You'll pass Khmer pagodas, Cao Dai temples, grandiose churches and karst outcrops en route to Hon Chong, home to photogenic stone grottoes and the nicest stretch of sand on the delta’s mainland. Unfortunately, a permanent cloud of discharge from a cement factory can blight the otherwise scenic views. Beyond the beach, the main draw is an atmospheric Buddhist cave shrine.

After passing through the scrappy village, the road rounds a headland and follows Duong Beach (Bai Duong) for 3km. An entrance fee is charged only at the far end of the beach (per person/car 5000/10,000d), where there are food stalls, karaoke bars, and pigs and chickens wandering around. From the beach you can see rocky remnants of Father and Son Isle (Hon Phu Tu), several hundred metres offshore. It was said to be shaped like a father embracing his son, but the father was washed away in 2006. Boats can be hired at the shore to row out for a closer look at the orphan remains.

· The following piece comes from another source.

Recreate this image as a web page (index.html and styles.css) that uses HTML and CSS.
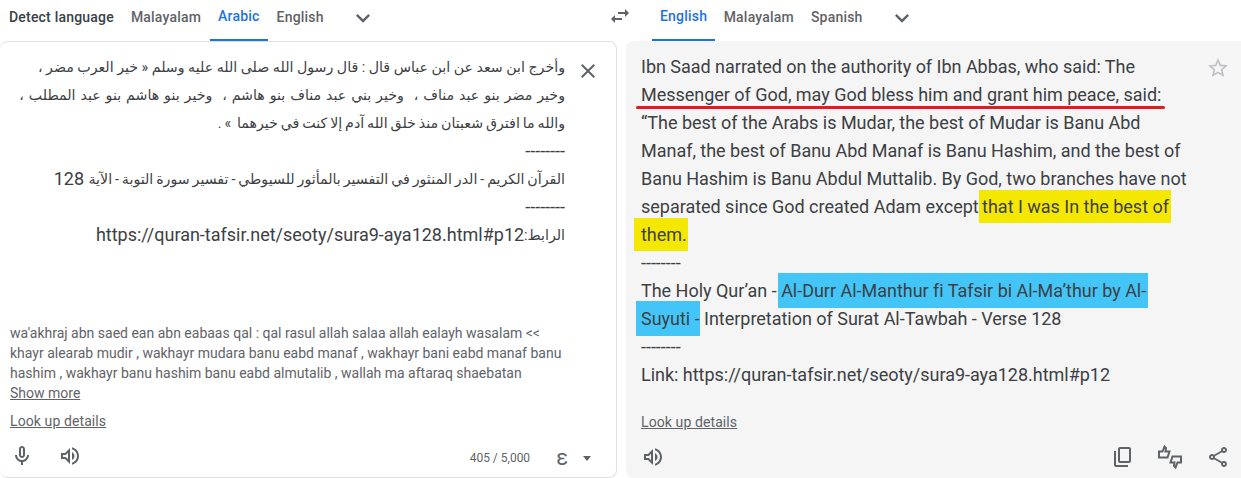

You need to walk through the market to reach the cave pagoda (Chua Hang), which is set against the base of a stony headland. The entry to the cave containing Hai Son Tu (Sea Mountain Temple) is inside the pagoda. Visitors light incense and offer prayers here before entering the cool grotto itself, whose entrance is located behind the altar. Inside are statues of Sakyamuni, Quan The Am Bo Tat and small cabinets enclosing green glass Buddhas. Mind your head on the low-hanging rock roof of the cave leading to the beach. The pagoda is swamped with pilgrims 15 days before and one month after Tet, while another deluge of worshippers arrives in March and April.